First choice: New Jersey
Second choice: New York

As waters warm up throughout the Northeast, stripers track baitfish concentrations along the New Jersey and New York coasts. Locating bait pods is a great way to pinpoint feeding bass, but it’s not the only alternative. Many of the stripers also focus on lady crabs inside Long Island Sound this time of year, affording great sight-fishing opportunities.

First choice: Florida
Second choice: New Zealand

Broadbill action continues strong off South Florida, where rigged baits and sewn belly strips fished with strobes or Cyalume sticks at night are steadily yielding to daytime live-baiting tactics. Swordfish catches remain consistent in New Zealand waters, where nighttime deep trolling with lighted, rigged squid baits produces better than classic drifting techniques.

First choice: Florida
Second choice: Louisiana

With Florida’s water temperatures above 72 degrees, kingfish stocks continue to feed aggressively and increasingly closer to shore.

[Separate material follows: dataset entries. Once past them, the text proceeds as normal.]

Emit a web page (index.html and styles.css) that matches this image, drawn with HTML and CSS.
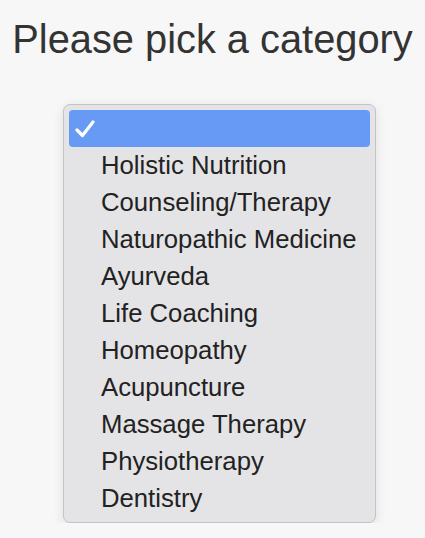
FILE: index.html
```html
<!DOCTYPE html>
<html>
<head>
<meta charset="utf-8">
<link rel="stylesheet" href="styles.css">
</head>
<body>
<div class="page">
  <h1 class="title">Please pick a category</h1>
  <div class="menu">
    <div class="option selected">
      <svg class="check" width="20" height="18" viewBox="0 0 20 18"><path d="M2 10 L7.5 15.5 L18 2" fill="none" stroke="#fff" stroke-width="3.2" stroke-linecap="round" stroke-linejoin="round"/></svg>
    </div>
    <div class="option">Holistic Nutrition</div>
    <div class="option">Counseling/Therapy</div>
    <div class="option">Naturopathic Medicine</div>
    <div class="option">Ayurveda</div>
    <div class="option">Life Coaching</div>
    <div class="option">Homeopathy</div>
    <div class="option">Acupuncture</div>
    <div class="option">Massage Therapy</div>
    <div class="option">Physiotherapy</div>
    <div class="option">Dentistry</div>
  </div>
</div>
</body>
</html>
```
FILE: styles.css
```css
html, body {
  margin: 0;
  padding: 0;
  background: #f7f7f7;
}
.page {
  display: flex;
  flex-direction: column;
  font-family: "Liberation Sans", Arial, sans-serif;
}
.title {
  margin: 19px 0 0 0;
  font-size: 39.8px;
  font-weight: normal;
  line-height: 40px;
  color: #333;
  text-align: center;
}
.menu {
  margin: 45px 0 0 63px;
  width: 301px;
  padding: 5px;
  border: 1px solid #c4c4c6;
  border-radius: 7px;
  background: #e4e4e6;
  box-shadow: 0 3px 12px rgba(0, 0, 0, 0.10);
}
.option {
  height: 37px;
  line-height: 37px;
  padding-left: 32px;
  font-size: 25.7px;
  color: #222;
  border-radius: 4px;
  display: flex;
  align-items: center;
  white-space: nowrap;
}
.option.selected {
  background: #679af5;
  padding-left: 6px;
}
.check {
  display: block;
}
```
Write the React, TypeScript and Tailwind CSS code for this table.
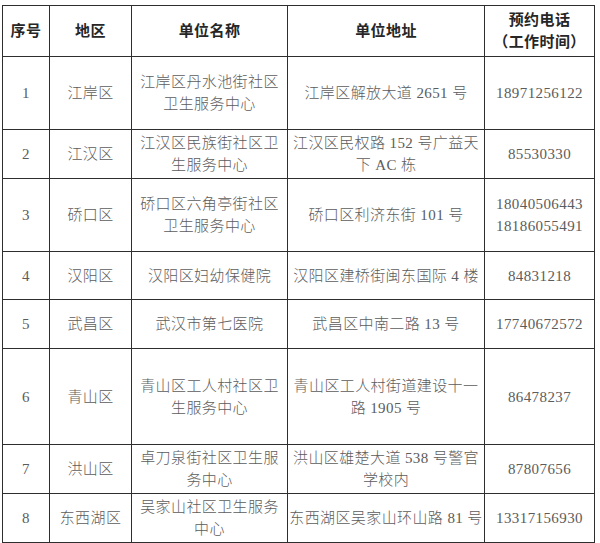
import React from "react";

type Row = { no: string; area: string; name: string[]; addr: string[]; tel: string[] };

const rows: Row[] = [
  { no: "1", area: "江岸区", name: ["江岸区丹水池街社区", "卫生服务中心"], addr: ["江岸区解放大道 2651 号"], tel: ["18971256122"] },
  { no: "2", area: "江汉区", name: ["江汉区民族街社区卫", "生服务中心"], addr: ["江汉区民权路 152 号广益天", "下 AC 栋"], tel: ["85530330"] },
  { no: "3", area: "硚口区", name: ["硚口区六角亭街社区", "卫生服务中心"], addr: ["硚口区利济东街 101 号"], tel: ["18040506443", "18186055491"] },
  { no: "4", area: "汉阳区", name: ["汉阳区妇幼保健院"], addr: ["汉阳区建桥街闽东国际 4 楼"], tel: ["84831218"] },
  { no: "5", area: "武昌区", name: ["武汉市第七医院"], addr: ["武昌区中南二路 13 号"], tel: ["17740672572"] },
  { no: "6", area: "青山区", name: ["青山区工人村社区卫", "生服务中心"], addr: ["青山区工人村街道建设十一", "路 1905 号"], tel: ["86478237"] },
  { no: "7", area: "洪山区", name: ["卓刀泉街社区卫生服", "务中心"], addr: ["洪山区雄楚大道 538 号警官", "学校内"], tel: ["87807656"] },
  { no: "8", area: "东西湖区", name: ["吴家山社区卫生服务", "中心"], addr: ["东西湖区吴家山环山路 81 号"], tel: ["13317156930"] },
];

function Cell({ lines, head = false }: { lines: string[]; head?: boolean }) {
  return (
    <div
      className={
        "bg-white flex flex-col items-center justify-center text-center whitespace-nowrap leading-[22px] " +
        (head ? "font-bold text-[#262626]" : "font-light text-[#5c5c5c]")
      }
    >
      {lines.map((l, i) => (
        <div key={i}>{l}</div>
      ))}
    </div>
  );
}

export default function App() {
  return (
    <div className="w-[600px] h-[543px] bg-white overflow-hidden pt-[5px] pl-[2px]">
      <div
        className="inline-grid grid-cols-[46px_81px_155px_196px_109px] grid-rows-[50px_72px_48px_72px_47px_48px_95px_48px_48px] gap-px bg-[#2e2e2e] p-px text-[15px] tracking-[0.4px]"
        style={{ fontFamily: '"Liberation Serif", "Noto Sans CJK SC", serif' }}
      >
        <Cell head lines={["序号"]} />
        <Cell head lines={["地区"]} />
        <Cell head lines={["单位名称"]} />
        <Cell head lines={["单位地址"]} />
        <Cell head lines={["预约电话", "（工作时间）"]} />
        {rows.map((r) => (
          <React.Fragment key={r.no}>
            <Cell lines={[r.no]} />
            <Cell lines={[r.area]} />
            <Cell lines={r.name} />
            <Cell lines={r.addr} />
            <Cell lines={r.tel} />
          </React.Fragment>
        ))}
      </div>
    </div>
  );
}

The action often starts at the mouths of major inlets and passes or half a mile from the beach. In the Gulf of Mexico, kings build up in numbers off the Louisiana coast. Fish oil rigs and anchored shrimp boats in less than 250 feet of water.

First choice: New Jersey
Second choice: New York

Schools of voracious bluefish work their way up the Northeast coast this month, and many reach New Jersey and New York waters. Count on finding them feasting on the baitfish schooling along the beaches, and use artificials for nonstop action. Using large topwater and swimming plugs adds to the fun and helps cull out the smaller specimens.

First choice: Florida
Second choice: Bahamas

May brings southeasterly breezes to Florida and pushes the weed lines dolphin seek closer to the coast. Troll along clumps of floating grass early and switch to running and gunning once the sun is high enough for good visibility. Dolphin also find plenty of flotsam to hang around in the Bahamas, especially along the edge of the Gulf Stream.